In 1970, the domestic letter rate was 6 cents; it went up to 7 cents in 1971. Of course, everything has gone up, due partially to inflation. But the difference between 6 cents and $1.15 (the proposed new price of a single letter stamp) is nothing to sneeze at. Of course, the volume of letters has decreased with the surge in electronic communications; and the number of addresses served has increased. But so have the demands and expectations of workers and executives. It’s understandable that mail carriers expect wage increases to keep up with cost-of-living increases. How to determine what’s fair and equitable? It’s human nature to ask for more, and today’s highly-paid union bosses certainly will encourage their dues-paying members to demand more.

Executive salaries are another matter. I could not find the current salary of Canada Post’s CEO, Doug Ettinger, but information gleaned from 2016 indicated the highest salary at Canada Post was $500,000 to $700,000 with average executive salaries coming in at $129,238. I can guarantee that those numbers have gone up, not down. Of course, the workforce receives less and with more hard physical labour—actually lifting, carrying and delivering packages and 2.2 billion letters in 2023. But it begs the question: prices are up; why can’t Canada Post pay its bills?

I’ve noticed that sending a parcel these days takes a lot more time at the counter, as employees (even those I would call personally efficient and good at their jobs) have to spend more time entering information into the computer. There must have been a logical reason for the procedural changes, but I can’t say that service has become faster or more efficient. I don’t blame the employees; I blame the process designers. When it takes longer to do a job, it’s going to cost more in employee wages.

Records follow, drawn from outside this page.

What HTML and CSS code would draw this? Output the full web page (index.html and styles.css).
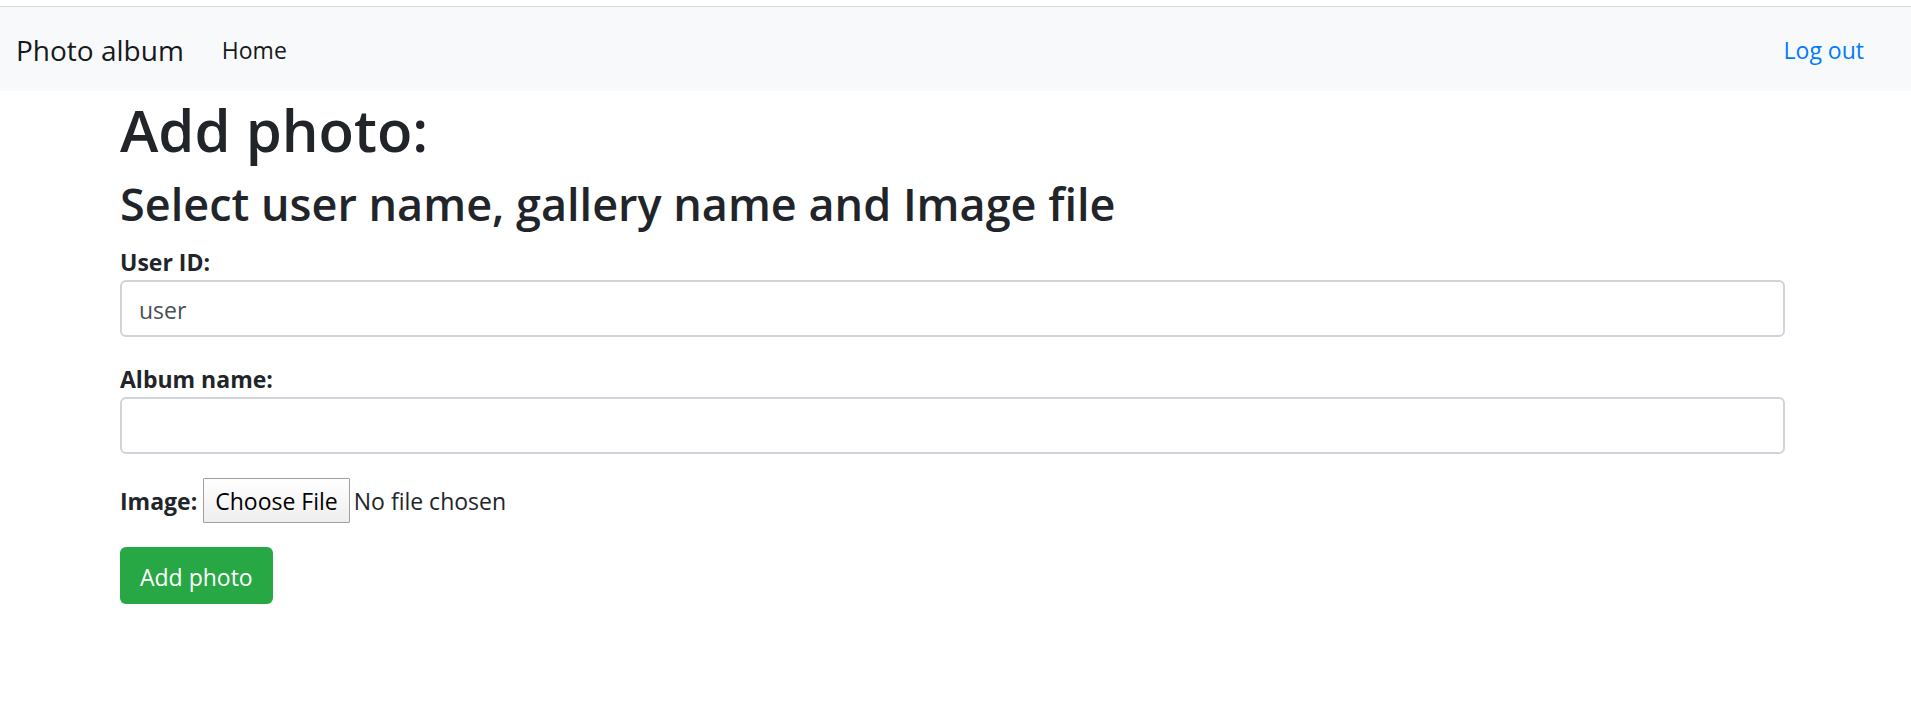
FILE: index.html
```html
<!DOCTYPE html>
<html lang="en">
<head>
<meta charset="utf-8">
<title>Photo album</title>
<link rel="stylesheet" href="styles.css">
</head>
<body>
<nav class="navbar">
  <a class="brand" href="#">Photo album</a>
  <a class="nav-link" href="#">Home</a>
  <a class="logout" href="#">Log out</a>
</nav>
<main class="container">
  <h1 class="title">Add photo:</h1>
  <h2 class="subtitle">Select user name, gallery name and Image file</h2>
  <form class="form">
    <div class="group">
      <label class="label" for="user">User ID:</label>
      <input class="control" id="user" type="text" value="user">
    </div>
    <div class="group">
      <label class="label" for="album">Album name:</label>
      <input class="control" id="album" type="text">
    </div>
    <div class="file-row">
      <label class="label" for="image">Image:</label>
      <input class="file" id="image" type="file">
    </div>
    <button class="submit" type="button">Add photo</button>
  </form>
</main>
</body>
</html>
```
FILE: styles.css
```css
* {
  box-sizing: border-box;
}

body {
  margin: 0;
  padding-top: 6px;
  background: #fff;
  color: #212529;
  font-family: "Segoe UI", "Open Sans", "Noto Sans", sans-serif;
  font-size: 23px;
  line-height: 36px;
}

.navbar {
  display: flex;
  align-items: center;
  min-height: 85px;
  padding: 2px 47px 0 16px;
  border-top: 1px solid #d6dadd;
  background: #f8f9fa;
}

.navbar a {
  text-decoration: none;
}

.brand {
  margin-right: 38px;
  color: #17191b;
  font-size: 28px;
}

.nav-link {
  color: #17191b;
}

.logout {
  margin-left: auto;
  color: #007bff;
}

.container {
  max-width: 1671px;
  margin: 0 auto;
  padding-right: 6px;
}

.title,
.subtitle {
  font-weight: 600;
}

.title {
  margin: 0 0 6px;
  font-size: 58px;
  line-height: 78px;
}

.subtitle {
  margin: 0 0 12px;
  font-size: 45px;
  line-height: 57px;
}

.form {
  display: flex;
  flex-direction: column;
  align-items: flex-start;
  gap: 24px;
}

.group {
  display: flex;
  flex-direction: column;
  width: 100%;
}

.label {
  font-weight: 700;
}

.control {
  width: 100%;
  height: 57px;
  padding: 10px 17px 8px;
  border: 2px solid #ced4da;
  border-radius: 6px;
  background: #fff;
  color: #495057;
  font: inherit;
}

.file-row {
  display: flex;
  align-items: center;
  gap: 6px;
}

.file {
  width: 460px;
  font: inherit;
}

.file::file-selector-button {
  height: 45px;
  margin: 0 4px 0 0;
  padding: 0 11px;
  border: 1px solid #a0a0a0;
  border-radius: 1px;
  background: linear-gradient(#fff, #eee);
  color: #000;
  font: inherit;
}

.submit {
  height: 57px;
  padding: 2px 20px 0;
  border: 0;
  border-radius: 6px;
  background: #28a745;
  color: #fff;
  font: inherit;
}
```
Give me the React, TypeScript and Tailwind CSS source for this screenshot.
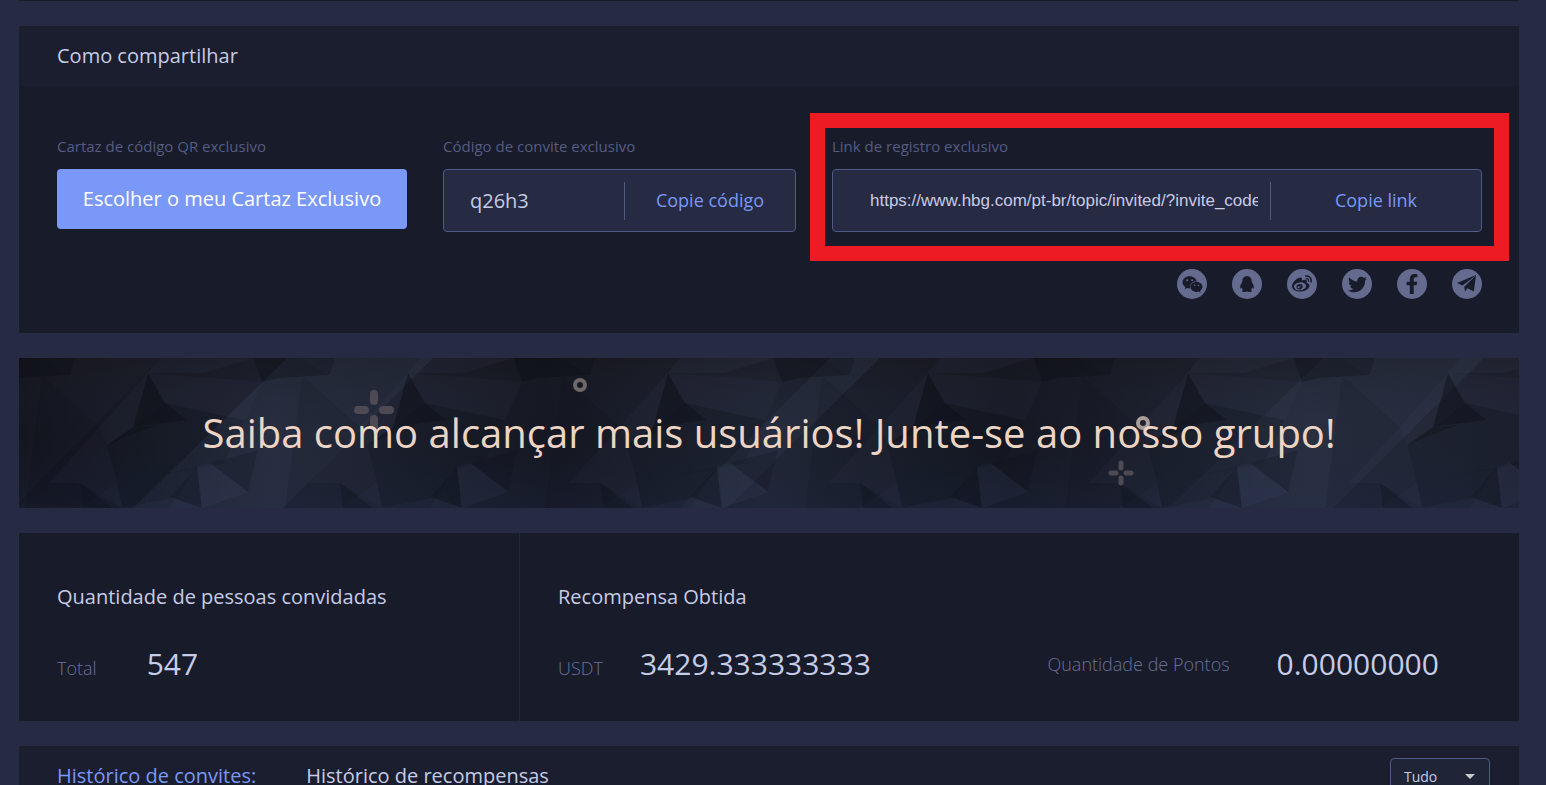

Then there’s the constant factor in the rising cost of everything: carbon taxes. Canada Post has taken the climate change narrative seriously and it has affected their bottom line. They have purchased some electric vehicles (always expensive), and their corporate culture now emphasizes ESG goals (Environmental, Social and Governance). The virtue-signalling in support of government talking points also has a cost. To offset some of their costs, they now charge a “fuel surcharge” for parcel deliveries. To me, that’s just plain weird. When I pay to have a parcel delivered, I assume that the organization selling me that service is going to take into account all their costs when setting a price: labour, buildings, vehicles, internet, fuel, etc. Why does the cost of fuel get added on later? It seems like a gimmick used to pretend the cost isn’t quite as high as it really is.

So, alongside other government agencies and crown corporations, Canada Post has been running in the red for six years and appears to have no plan to change . . . and certainly no plan to provide better service at lower costs for individuals and families who depend on the postal system.

When I was a kid, I remember hearing this noble sentiment from the U.S. Postal Service: “Neither snow nor rain nor heat nor gloom of night stays these couriers from the swift completion of their appointed rounds.” I always thought that was a good attitude and it gave me confidence that postal service providers were working hard to deliver—safely and efficiently—those letters, cards and parcels we all loved to send and receive.

I’d like to have that confidence again. Canada cannot afford to run in the red. Canada can’t afford to have its agencies and crown corporations run in the red. The Christian Heritage Party would introduce mandatory balanced budgets and would insist that all those working for the government or representing the government do the same.